* **WHAT YOU WILL DO**
Select all lines holding the word "components" from the entries that follow.

* **DATASET RECORDS**
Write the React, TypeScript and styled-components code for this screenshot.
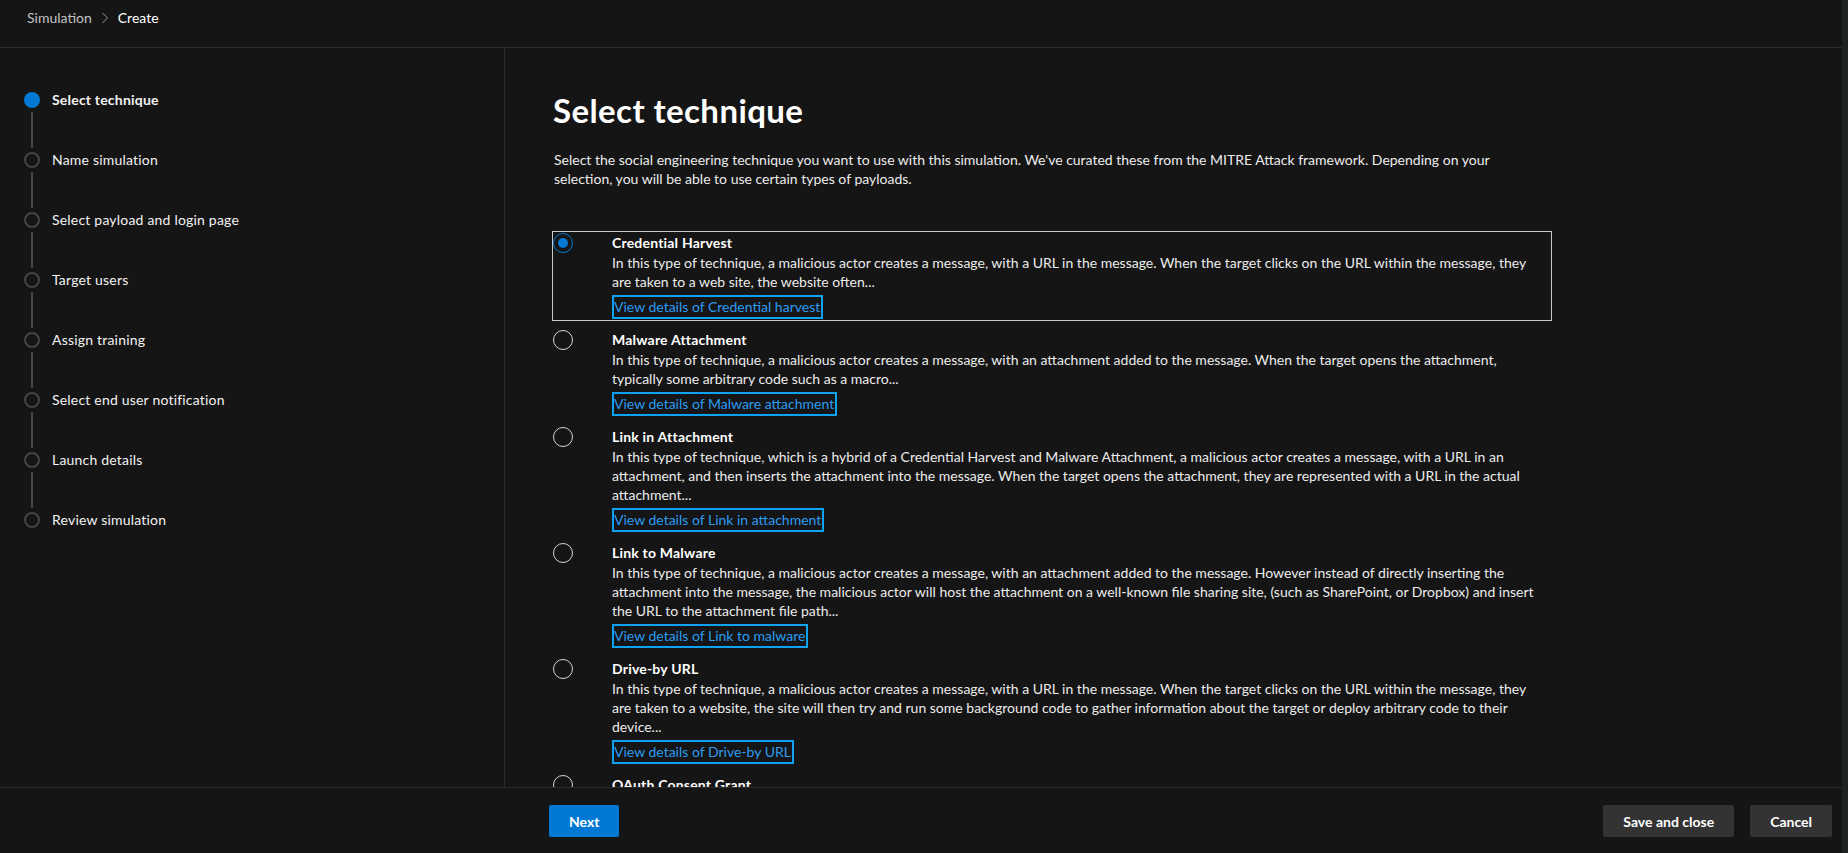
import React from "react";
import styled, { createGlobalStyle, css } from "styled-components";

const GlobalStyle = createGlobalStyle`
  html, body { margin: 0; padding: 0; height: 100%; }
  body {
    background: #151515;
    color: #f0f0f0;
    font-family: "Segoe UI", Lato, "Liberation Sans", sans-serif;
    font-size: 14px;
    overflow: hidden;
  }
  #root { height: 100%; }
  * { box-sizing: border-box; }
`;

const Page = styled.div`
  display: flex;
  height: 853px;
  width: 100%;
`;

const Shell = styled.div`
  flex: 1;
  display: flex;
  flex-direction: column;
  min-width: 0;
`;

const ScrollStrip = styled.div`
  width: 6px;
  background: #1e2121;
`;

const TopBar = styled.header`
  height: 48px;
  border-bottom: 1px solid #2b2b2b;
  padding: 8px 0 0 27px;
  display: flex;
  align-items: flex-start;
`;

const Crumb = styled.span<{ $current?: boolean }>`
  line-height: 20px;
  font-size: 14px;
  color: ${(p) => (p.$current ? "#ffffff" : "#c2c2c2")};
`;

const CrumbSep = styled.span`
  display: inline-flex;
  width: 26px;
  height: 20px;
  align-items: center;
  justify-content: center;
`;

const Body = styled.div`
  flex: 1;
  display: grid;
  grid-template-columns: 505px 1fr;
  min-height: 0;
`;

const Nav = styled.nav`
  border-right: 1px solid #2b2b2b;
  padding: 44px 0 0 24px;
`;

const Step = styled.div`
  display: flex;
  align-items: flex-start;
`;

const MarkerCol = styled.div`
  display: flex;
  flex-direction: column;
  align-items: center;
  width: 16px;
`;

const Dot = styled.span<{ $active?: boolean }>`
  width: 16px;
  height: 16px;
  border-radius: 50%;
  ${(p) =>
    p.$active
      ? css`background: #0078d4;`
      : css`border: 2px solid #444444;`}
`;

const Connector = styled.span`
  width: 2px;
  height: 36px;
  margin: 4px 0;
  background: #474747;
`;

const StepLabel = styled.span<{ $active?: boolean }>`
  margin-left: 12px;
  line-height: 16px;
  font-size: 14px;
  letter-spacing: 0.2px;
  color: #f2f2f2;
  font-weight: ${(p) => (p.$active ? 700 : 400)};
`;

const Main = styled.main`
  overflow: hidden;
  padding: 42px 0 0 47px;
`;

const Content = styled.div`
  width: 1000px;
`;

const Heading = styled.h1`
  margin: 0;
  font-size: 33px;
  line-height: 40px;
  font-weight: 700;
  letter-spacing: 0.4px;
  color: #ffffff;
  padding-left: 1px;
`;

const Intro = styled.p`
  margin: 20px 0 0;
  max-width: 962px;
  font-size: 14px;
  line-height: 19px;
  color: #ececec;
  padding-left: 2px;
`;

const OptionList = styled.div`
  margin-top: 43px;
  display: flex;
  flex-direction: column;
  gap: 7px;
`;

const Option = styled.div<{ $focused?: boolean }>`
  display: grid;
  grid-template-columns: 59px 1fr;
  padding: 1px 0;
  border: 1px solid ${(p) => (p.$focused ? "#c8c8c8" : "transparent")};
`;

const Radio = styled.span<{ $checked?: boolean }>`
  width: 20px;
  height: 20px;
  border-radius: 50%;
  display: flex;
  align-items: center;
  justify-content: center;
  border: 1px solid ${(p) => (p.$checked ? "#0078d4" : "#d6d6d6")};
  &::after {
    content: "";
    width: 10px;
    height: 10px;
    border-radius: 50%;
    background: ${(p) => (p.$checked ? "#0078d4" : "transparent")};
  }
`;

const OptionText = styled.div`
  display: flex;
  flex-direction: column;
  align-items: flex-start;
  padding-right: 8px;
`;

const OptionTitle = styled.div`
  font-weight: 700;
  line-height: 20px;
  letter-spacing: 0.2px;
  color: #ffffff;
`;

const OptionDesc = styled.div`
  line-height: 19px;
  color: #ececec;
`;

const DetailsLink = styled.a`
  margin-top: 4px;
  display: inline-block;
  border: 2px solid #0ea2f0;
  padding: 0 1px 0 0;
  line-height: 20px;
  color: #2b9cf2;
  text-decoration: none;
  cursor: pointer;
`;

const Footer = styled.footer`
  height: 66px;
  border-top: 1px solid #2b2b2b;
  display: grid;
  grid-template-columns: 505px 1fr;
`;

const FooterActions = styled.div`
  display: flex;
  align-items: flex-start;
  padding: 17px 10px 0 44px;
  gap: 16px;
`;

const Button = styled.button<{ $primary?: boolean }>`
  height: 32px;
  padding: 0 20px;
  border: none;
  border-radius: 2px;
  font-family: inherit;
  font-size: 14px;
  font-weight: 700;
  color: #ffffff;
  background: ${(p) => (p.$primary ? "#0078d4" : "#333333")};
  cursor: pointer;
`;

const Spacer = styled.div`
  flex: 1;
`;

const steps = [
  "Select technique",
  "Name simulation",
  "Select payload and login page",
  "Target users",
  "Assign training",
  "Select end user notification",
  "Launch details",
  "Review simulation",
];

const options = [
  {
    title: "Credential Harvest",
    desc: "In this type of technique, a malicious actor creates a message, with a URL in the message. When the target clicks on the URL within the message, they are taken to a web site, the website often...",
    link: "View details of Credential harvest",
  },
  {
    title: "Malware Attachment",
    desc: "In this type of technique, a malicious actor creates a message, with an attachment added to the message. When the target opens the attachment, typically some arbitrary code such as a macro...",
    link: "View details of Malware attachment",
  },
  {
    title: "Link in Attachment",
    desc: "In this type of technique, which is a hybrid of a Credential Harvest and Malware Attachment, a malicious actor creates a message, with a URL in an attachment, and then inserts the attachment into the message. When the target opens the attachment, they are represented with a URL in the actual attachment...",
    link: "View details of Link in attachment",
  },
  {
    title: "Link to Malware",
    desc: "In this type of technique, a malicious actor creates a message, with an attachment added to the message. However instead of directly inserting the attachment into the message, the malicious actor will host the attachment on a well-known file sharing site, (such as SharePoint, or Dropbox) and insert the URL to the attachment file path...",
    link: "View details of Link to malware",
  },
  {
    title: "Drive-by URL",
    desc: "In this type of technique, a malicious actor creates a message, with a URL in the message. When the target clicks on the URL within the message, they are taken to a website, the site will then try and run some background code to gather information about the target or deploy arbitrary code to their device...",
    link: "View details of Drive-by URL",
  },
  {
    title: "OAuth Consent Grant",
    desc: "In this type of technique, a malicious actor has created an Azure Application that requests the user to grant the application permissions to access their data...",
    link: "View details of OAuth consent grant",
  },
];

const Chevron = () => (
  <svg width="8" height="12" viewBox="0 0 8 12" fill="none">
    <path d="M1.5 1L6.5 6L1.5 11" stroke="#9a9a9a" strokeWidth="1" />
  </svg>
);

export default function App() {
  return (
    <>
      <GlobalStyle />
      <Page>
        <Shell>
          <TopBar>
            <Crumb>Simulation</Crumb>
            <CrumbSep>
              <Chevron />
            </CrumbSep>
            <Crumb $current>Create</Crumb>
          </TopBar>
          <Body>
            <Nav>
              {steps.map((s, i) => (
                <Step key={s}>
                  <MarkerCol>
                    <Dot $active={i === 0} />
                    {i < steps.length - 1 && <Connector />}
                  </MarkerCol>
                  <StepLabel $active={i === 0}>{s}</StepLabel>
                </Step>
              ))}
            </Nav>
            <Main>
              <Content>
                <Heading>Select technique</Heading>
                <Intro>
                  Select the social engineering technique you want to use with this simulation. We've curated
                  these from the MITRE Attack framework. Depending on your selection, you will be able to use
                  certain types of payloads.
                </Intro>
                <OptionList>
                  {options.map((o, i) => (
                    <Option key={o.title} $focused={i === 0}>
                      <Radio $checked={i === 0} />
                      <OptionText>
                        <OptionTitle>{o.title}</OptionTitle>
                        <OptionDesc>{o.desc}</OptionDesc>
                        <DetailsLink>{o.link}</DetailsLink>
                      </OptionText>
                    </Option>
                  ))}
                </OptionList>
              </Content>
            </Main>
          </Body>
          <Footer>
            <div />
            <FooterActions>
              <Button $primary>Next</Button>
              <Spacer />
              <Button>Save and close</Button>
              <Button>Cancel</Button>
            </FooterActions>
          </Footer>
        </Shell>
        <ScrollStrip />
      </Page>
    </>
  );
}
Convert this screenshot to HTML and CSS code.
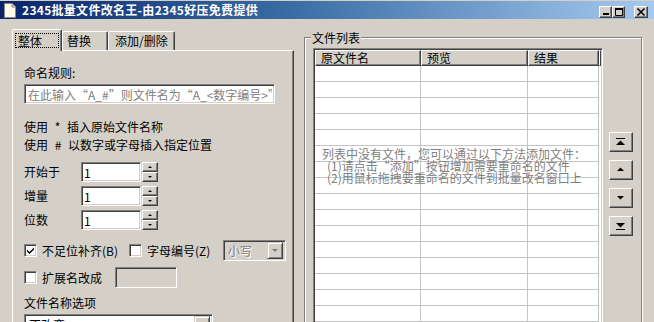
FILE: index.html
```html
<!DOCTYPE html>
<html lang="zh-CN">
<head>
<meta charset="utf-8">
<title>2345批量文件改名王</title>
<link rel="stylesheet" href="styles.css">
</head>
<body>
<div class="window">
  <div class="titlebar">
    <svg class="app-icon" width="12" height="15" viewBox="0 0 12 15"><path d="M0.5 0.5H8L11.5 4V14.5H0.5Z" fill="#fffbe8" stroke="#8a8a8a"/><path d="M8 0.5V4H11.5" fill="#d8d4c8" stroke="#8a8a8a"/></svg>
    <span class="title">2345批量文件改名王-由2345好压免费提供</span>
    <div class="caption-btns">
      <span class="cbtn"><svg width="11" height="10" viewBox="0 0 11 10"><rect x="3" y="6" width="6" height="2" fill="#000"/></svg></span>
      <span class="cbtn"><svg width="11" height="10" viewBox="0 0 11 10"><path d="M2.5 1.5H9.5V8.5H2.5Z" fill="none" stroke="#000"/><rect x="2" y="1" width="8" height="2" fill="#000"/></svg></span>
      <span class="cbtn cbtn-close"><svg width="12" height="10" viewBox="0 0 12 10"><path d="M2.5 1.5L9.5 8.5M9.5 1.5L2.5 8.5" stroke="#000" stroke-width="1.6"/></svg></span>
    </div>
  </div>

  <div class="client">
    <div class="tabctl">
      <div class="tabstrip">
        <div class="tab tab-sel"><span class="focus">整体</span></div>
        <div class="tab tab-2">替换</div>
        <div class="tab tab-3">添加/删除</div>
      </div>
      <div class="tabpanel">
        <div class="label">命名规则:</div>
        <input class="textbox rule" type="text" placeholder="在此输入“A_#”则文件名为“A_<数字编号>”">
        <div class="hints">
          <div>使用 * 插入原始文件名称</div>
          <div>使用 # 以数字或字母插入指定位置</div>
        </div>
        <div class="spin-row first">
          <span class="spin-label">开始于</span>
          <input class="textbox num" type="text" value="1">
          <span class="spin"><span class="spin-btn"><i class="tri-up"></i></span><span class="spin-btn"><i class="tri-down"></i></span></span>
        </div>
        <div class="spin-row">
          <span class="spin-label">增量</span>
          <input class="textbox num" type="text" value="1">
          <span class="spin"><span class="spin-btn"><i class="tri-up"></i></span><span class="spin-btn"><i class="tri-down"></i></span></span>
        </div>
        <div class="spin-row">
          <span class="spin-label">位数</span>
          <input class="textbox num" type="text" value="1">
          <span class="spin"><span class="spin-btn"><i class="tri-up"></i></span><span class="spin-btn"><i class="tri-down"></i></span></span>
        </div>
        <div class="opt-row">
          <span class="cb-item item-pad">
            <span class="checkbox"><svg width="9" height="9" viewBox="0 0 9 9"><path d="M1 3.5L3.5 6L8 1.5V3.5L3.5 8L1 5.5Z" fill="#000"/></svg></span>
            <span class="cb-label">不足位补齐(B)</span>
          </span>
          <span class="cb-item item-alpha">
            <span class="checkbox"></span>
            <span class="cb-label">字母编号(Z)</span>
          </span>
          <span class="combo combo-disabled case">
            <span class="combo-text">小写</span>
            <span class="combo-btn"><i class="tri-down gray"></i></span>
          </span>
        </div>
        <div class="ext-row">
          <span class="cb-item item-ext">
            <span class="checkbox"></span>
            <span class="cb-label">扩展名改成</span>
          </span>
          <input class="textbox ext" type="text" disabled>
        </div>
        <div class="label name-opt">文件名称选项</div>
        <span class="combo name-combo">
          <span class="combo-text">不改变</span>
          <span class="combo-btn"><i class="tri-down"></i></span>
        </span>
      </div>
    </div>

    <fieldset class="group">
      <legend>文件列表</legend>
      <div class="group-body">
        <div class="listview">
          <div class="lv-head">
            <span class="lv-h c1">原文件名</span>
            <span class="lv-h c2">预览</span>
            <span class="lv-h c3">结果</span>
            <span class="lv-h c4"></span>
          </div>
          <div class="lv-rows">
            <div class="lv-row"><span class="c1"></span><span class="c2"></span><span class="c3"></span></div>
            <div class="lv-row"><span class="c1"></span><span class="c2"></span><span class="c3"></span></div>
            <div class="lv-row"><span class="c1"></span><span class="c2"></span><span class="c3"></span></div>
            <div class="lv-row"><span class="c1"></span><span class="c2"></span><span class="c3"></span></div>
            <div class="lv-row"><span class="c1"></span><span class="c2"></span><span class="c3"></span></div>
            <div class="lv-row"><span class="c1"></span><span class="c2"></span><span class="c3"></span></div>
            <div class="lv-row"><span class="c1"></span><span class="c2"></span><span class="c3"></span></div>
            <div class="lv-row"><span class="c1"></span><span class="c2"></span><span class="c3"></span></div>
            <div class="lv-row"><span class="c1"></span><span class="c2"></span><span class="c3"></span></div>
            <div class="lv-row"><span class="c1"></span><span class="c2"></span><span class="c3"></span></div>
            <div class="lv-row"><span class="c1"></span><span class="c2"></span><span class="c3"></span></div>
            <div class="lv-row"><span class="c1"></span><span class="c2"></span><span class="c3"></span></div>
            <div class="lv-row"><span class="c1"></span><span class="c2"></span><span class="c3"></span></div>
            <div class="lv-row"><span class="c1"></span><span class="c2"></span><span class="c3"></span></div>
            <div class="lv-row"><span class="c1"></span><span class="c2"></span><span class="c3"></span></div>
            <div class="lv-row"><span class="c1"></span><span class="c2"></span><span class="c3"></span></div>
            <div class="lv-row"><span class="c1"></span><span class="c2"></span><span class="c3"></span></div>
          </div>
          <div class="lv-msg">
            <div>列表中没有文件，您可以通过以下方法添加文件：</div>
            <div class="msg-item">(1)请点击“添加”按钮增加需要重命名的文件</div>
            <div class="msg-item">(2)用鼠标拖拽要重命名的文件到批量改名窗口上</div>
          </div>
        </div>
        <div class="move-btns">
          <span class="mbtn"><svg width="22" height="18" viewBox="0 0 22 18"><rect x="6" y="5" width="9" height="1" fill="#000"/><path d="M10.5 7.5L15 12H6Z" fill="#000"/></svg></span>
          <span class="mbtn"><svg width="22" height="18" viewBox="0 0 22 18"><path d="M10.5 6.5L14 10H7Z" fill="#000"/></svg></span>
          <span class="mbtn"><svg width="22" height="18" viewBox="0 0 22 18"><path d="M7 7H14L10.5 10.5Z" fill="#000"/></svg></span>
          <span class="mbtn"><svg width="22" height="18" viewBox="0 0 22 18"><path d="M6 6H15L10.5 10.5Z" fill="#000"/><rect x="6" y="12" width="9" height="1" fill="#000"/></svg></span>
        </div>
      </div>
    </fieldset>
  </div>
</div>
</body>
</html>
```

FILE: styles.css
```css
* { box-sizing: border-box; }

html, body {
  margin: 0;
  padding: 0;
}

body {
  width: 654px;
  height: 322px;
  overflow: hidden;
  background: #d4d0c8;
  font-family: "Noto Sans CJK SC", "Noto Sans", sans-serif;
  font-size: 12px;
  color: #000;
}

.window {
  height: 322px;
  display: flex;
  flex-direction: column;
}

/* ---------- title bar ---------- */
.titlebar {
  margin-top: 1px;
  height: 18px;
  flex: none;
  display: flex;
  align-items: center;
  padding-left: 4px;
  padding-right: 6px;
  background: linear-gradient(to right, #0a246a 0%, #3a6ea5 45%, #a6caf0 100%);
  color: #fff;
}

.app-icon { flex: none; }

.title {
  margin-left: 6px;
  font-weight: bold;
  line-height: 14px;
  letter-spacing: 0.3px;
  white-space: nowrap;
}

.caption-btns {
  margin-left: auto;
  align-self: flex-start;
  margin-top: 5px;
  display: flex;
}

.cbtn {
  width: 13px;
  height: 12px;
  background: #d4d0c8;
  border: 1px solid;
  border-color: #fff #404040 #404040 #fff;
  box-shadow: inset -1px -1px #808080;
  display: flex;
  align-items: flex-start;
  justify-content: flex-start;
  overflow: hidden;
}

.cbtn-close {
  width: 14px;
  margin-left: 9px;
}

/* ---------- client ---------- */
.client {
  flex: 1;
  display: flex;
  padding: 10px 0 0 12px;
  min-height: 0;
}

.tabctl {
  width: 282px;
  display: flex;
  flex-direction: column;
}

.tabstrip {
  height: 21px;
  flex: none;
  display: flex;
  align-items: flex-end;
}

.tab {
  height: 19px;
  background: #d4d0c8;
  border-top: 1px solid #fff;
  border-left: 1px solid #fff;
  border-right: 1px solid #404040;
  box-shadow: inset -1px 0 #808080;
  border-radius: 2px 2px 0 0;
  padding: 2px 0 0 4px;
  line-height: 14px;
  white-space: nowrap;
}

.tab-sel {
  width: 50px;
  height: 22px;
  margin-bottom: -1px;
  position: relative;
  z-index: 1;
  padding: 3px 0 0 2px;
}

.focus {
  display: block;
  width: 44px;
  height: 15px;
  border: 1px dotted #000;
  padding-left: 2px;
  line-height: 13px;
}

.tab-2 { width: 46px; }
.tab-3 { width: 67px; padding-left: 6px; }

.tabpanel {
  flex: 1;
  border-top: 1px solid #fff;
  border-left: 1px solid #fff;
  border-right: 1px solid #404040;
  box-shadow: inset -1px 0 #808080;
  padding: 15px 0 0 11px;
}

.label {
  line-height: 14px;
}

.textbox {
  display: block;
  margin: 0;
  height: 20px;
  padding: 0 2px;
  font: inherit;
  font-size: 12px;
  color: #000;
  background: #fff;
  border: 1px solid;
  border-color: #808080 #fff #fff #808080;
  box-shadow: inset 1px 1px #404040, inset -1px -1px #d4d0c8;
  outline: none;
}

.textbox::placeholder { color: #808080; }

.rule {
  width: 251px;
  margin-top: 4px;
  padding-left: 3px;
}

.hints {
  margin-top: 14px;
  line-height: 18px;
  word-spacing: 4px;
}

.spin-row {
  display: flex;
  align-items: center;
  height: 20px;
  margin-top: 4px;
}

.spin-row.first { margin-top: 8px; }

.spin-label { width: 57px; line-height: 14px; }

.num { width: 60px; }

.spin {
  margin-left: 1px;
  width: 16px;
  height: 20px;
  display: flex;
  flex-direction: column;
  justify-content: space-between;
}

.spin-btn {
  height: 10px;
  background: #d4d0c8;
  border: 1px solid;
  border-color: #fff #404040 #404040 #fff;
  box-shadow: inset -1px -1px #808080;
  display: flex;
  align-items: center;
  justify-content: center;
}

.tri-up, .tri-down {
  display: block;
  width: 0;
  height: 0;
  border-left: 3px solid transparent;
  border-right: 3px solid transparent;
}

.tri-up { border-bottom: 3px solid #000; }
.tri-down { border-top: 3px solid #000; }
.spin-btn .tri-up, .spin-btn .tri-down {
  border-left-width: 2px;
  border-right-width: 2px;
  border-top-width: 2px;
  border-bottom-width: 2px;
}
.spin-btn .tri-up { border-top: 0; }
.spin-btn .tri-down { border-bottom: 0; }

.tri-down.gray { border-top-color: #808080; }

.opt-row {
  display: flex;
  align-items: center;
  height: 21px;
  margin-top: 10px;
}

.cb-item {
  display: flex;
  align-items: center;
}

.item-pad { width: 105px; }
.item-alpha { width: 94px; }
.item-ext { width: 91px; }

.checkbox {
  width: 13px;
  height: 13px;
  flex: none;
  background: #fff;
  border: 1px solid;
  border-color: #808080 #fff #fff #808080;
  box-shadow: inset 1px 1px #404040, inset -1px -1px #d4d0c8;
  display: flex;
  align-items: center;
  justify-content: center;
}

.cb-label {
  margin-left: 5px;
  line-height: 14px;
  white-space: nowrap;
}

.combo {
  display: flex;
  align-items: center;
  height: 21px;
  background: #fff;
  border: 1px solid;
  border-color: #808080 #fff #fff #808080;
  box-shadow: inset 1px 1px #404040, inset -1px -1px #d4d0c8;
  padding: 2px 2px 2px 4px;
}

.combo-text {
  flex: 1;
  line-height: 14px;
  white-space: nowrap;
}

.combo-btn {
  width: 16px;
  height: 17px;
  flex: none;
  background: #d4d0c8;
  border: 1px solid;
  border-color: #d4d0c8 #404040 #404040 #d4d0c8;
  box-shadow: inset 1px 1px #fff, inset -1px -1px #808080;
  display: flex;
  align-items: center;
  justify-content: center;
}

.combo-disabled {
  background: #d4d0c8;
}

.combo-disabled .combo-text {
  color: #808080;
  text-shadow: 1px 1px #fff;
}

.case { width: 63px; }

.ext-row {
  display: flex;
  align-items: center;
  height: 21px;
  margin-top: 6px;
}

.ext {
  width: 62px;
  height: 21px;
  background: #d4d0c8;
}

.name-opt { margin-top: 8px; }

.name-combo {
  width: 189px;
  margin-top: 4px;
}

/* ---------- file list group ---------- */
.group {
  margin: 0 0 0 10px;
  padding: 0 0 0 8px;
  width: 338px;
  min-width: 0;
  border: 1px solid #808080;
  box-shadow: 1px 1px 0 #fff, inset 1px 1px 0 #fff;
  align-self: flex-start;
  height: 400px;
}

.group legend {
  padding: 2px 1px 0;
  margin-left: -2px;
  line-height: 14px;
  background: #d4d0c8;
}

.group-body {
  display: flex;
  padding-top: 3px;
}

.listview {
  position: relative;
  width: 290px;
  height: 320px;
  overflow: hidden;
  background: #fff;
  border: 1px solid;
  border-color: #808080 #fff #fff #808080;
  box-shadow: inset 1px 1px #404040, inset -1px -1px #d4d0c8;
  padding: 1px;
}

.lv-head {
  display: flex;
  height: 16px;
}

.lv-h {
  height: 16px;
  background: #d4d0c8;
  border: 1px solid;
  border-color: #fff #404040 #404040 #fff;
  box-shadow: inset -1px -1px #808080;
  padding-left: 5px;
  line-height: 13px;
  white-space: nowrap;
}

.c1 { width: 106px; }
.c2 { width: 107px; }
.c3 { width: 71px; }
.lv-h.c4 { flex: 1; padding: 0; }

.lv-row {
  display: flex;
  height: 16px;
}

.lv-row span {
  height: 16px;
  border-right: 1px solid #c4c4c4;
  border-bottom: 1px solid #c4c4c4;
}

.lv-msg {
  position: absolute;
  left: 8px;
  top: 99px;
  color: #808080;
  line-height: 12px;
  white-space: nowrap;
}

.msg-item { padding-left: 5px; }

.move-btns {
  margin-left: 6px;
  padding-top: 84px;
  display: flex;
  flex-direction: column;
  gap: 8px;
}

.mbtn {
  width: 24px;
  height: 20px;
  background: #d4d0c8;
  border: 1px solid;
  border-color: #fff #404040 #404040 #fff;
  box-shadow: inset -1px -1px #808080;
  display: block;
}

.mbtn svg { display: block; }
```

* **SOLVED PROBLEM**
Write the React, TypeScript and styled-components code for this screenshot.
import styled, { createGlobalStyle, css } from "styled-components";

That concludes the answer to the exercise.